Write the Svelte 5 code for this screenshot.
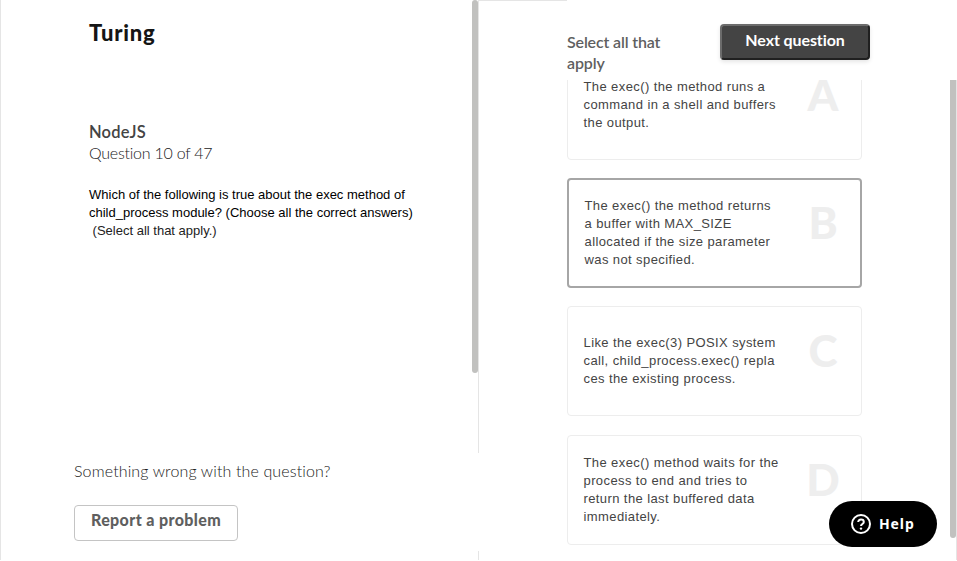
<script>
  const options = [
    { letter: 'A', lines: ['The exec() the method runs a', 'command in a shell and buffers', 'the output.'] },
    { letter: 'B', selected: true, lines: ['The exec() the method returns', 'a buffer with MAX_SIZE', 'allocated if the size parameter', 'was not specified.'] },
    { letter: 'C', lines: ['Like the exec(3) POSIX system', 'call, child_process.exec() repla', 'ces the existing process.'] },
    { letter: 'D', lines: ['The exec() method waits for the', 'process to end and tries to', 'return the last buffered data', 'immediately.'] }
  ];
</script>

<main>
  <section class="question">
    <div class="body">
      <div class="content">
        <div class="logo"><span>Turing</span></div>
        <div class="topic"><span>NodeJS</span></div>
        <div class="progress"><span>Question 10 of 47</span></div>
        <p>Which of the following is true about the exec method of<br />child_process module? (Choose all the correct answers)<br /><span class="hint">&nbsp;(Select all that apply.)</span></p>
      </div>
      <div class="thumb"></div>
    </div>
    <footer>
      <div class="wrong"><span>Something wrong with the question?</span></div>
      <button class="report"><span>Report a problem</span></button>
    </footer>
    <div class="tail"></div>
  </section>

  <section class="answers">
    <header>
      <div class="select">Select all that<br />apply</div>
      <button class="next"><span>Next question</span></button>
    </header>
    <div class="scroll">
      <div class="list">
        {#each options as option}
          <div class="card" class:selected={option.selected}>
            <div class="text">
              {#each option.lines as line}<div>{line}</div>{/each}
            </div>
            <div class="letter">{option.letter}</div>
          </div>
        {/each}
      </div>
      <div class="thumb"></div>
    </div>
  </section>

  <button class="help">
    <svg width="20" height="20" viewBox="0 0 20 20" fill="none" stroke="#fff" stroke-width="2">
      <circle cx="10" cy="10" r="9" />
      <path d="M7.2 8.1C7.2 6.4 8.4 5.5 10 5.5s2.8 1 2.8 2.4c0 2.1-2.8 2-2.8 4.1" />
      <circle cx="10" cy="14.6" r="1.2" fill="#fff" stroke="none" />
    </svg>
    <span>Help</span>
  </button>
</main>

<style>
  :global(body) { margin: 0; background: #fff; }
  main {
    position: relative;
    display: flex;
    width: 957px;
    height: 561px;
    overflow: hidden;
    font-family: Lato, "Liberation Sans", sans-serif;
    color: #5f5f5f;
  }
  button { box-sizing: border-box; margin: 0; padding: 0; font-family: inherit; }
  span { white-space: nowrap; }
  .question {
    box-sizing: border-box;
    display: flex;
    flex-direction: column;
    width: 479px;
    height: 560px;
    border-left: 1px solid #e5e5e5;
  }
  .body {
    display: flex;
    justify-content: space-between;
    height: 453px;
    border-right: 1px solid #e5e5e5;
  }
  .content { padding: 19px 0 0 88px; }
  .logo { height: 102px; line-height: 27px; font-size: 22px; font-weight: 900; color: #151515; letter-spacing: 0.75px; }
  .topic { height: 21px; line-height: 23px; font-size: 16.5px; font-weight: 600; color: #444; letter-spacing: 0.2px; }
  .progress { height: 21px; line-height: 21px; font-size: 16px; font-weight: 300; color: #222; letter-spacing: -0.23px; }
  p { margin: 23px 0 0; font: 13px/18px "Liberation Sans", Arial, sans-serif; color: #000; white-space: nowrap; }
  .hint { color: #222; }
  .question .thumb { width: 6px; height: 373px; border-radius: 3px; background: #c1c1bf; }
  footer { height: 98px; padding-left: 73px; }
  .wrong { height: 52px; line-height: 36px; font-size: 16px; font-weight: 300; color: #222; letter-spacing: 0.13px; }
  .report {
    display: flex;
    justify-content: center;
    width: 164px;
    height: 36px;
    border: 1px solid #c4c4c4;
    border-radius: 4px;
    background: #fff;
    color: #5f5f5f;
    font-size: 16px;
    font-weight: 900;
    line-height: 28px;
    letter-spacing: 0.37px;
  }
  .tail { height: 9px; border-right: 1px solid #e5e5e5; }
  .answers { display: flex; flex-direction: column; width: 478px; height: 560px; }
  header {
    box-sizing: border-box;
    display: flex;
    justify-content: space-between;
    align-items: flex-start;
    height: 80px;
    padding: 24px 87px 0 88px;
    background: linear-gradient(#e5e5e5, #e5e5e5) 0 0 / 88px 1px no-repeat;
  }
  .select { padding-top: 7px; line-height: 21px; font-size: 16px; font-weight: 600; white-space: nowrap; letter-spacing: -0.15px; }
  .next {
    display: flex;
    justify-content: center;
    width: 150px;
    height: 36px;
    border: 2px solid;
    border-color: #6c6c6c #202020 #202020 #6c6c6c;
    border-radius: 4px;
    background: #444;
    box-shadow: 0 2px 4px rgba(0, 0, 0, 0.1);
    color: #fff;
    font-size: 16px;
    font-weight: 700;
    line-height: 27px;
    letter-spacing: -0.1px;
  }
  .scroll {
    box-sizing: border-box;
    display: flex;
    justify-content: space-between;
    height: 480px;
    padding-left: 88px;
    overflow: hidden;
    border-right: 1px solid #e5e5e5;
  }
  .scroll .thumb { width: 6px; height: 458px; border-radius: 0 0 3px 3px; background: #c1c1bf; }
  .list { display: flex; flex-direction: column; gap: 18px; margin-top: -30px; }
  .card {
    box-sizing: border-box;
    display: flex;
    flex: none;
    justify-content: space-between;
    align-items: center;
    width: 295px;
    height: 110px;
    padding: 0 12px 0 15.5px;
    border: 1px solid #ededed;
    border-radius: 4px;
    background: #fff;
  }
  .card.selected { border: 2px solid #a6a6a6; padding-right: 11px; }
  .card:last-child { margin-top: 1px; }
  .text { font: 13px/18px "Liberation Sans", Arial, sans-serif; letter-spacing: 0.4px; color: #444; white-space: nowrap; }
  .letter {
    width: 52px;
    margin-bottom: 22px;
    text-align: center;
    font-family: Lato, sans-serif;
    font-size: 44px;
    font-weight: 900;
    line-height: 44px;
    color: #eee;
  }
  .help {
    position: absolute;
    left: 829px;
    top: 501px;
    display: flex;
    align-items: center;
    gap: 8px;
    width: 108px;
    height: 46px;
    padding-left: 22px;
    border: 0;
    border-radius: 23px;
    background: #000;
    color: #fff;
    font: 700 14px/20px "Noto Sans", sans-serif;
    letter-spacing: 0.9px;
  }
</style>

========================================================================

WHAT THIS TASK INVOLVES -
Omit the pictures and reproduce the listing exactly.

SOLUTION TO THIS PROBLEM -
Write the Svelte 5 code for this screenshot.
<script>
  const options = [
    { letter: 'A', lines: ['The exec() the method runs a', 'command in a shell and buffers', 'the output.'] },
    { letter: 'B', selected: true, lines: ['The exec() the method returns', 'a buffer with MAX_SIZE', 'allocated if the size parameter', 'was not specified.'] },
    { letter: 'C', lines: ['Like the exec(3) POSIX system', 'call, child_process.exec() repla', 'ces the existing process.'] },
    { letter: 'D', lines: ['The exec() method waits for the', 'process to end and tries to', 'return the last buffered data', 'immediately.'] }
  ];
</script>

<main>
  <section class="question">
    <div class="body">
      <div class="content">
        <div class="logo"><span>Turing</span></div>
        <div class="topic"><span>NodeJS</span></div>
        <div class="progress"><span>Question 10 of 47</span></div>
        <p>Which of the following is true about the exec method of<br />child_process module? (Choose all the correct answers)<br /><span class="hint">&nbsp;(Select all that apply.)</span></p>
      </div>
      <div class="thumb"></div>
    </div>
    <footer>
      <div class="wrong"><span>Something wrong with the question?</span></div>
      <button class="report"><span>Report a problem</span></button>
    </footer>
    <div class="tail"></div>
  </section>

  <section class="answers">
    <header>
      <div class="select">Select all that<br />apply</div>
      <button class="next"><span>Next question</span></button>
    </header>
    <div class="scroll">
      <div class="list">
        {#each options as option}
          <div class="card" class:selected={option.selected}>
            <div class="text">
              {#each option.lines as line}<div>{line}</div>{/each}
            </div>
            <div class="letter">{option.letter}</div>
          </div>
        {/each}
      </div>
      <div class="thumb"></div>
    </div>
  </section>

  <button class="help">
    <svg width="20" height="20" viewBox="0 0 20 20" fill="none" stroke="#fff" stroke-width="2">
      <circle cx="10" cy="10" r="9" />
      <path d="M7.2 8.1C7.2 6.4 8.4 5.5 10 5.5s2.8 1 2.8 2.4c0 2.1-2.8 2-2.8 4.1" />
      <circle cx="10" cy="14.6" r="1.2" fill="#fff" stroke="none" />
    </svg>
    <span>Help</span>
  </button>
</main>

<style>
  :global(body) { margin: 0; background: #fff; }
  main {
    position: relative;
    display: flex;
    width: 957px;
    height: 561px;
    overflow: hidden;
    font-family: Lato, "Liberation Sans", sans-serif;
    color: #5f5f5f;
  }
  button { box-sizing: border-box; margin: 0; padding: 0; font-family: inherit; }
  span { white-space: nowrap; }
  .question {
    box-sizing: border-box;
    display: flex;
    flex-direction: column;
    width: 479px;
    height: 560px;
    border-left: 1px solid #e5e5e5;
  }
  .body {
    display: flex;
    justify-content: space-between;
    height: 453px;
    border-right: 1px solid #e5e5e5;
  }
  .content { padding: 19px 0 0 88px; }
  .logo { height: 102px; line-height: 27px; font-size: 22px; font-weight: 900; color: #151515; letter-spacing: 0.75px; }
  .topic { height: 21px; line-height: 23px; font-size: 16.5px; font-weight: 600; color: #444; letter-spacing: 0.2px; }
  .progress { height: 21px; line-height: 21px; font-size: 16px; font-weight: 300; color: #222; letter-spacing: -0.23px; }
  p { margin: 23px 0 0; font: 13px/18px "Liberation Sans", Arial, sans-serif; color: #000; white-space: nowrap; }
  .hint { color: #222; }
  .question .thumb { width: 6px; height: 373px; border-radius: 3px; background: #c1c1bf; }
  footer { height: 98px; padding-left: 73px; }
  .wrong { height: 52px; line-height: 36px; font-size: 16px; font-weight: 300; color: #222; letter-spacing: 0.13px; }
  .report {
    display: flex;
    justify-content: center;
    width: 164px;
    height: 36px;
    border: 1px solid #c4c4c4;
    border-radius: 4px;
    background: #fff;
    color: #5f5f5f;
    font-size: 16px;
    font-weight: 900;
    line-height: 28px;
    letter-spacing: 0.37px;
  }
  .tail { height: 9px; border-right: 1px solid #e5e5e5; }
  .answers { display: flex; flex-direction: column; width: 478px; height: 560px; }
  header {
    box-sizing: border-box;
    display: flex;
    justify-content: space-between;
    align-items: flex-start;
    height: 80px;
    padding: 24px 87px 0 88px;
    background: linear-gradient(#e5e5e5, #e5e5e5) 0 0 / 88px 1px no-repeat;
  }
  .select { padding-top: 7px; line-height: 21px; font-size: 16px; font-weight: 600; white-space: nowrap; letter-spacing: -0.15px; }
  .next {
    display: flex;
    justify-content: center;
    width: 150px;
    height: 36px;
    border: 2px solid;
    border-color: #6c6c6c #202020 #202020 #6c6c6c;
    border-radius: 4px;
    background: #444;
    box-shadow: 0 2px 4px rgba(0, 0, 0, 0.1);
    color: #fff;
    font-size: 16px;
    font-weight: 700;
    line-height: 27px;
    letter-spacing: -0.1px;
  }
  .scroll {
    box-sizing: border-box;
    display: flex;
    justify-content: space-between;
    height: 480px;
    padding-left: 88px;
    overflow: hidden;
    border-right: 1px solid #e5e5e5;
  }
  .scroll .thumb { width: 6px; height: 458px; border-radius: 0 0 3px 3px; background: #c1c1bf; }
  .list { display: flex; flex-direction: column; gap: 18px; margin-top: -30px; }
  .card {
    box-sizing: border-box;
    display: flex;
    flex: none;
    justify-content: space-between;
    align-items: center;
    width: 295px;
    height: 110px;
    padding: 0 12px 0 15.5px;
    border: 1px solid #ededed;
    border-radius: 4px;
    background: #fff;
  }
  .card.selected { border: 2px solid #a6a6a6; padding-right: 11px; }
  .card:last-child { margin-top: 1px; }
  .text { font: 13px/18px "Liberation Sans", Arial, sans-serif; letter-spacing: 0.4px; color: #444; white-space: nowrap; }
  .letter {
    width: 52px;
    margin-bottom: 22px;
    text-align: center;
    font-family: Lato, sans-serif;
    font-size: 44px;
    font-weight: 900;
    line-height: 44px;
    color: #eee;
  }
  .help {
    position: absolute;
    left: 829px;
    top: 501px;
    display: flex;
    align-items: center;
    gap: 8px;
    width: 108px;
    height: 46px;
    padding-left: 22px;
    border: 0;
    border-radius: 23px;
    background: #000;
    color: #fff;
    font: 700 14px/20px "Noto Sans", sans-serif;
    letter-spacing: 0.9px;
  }
</style>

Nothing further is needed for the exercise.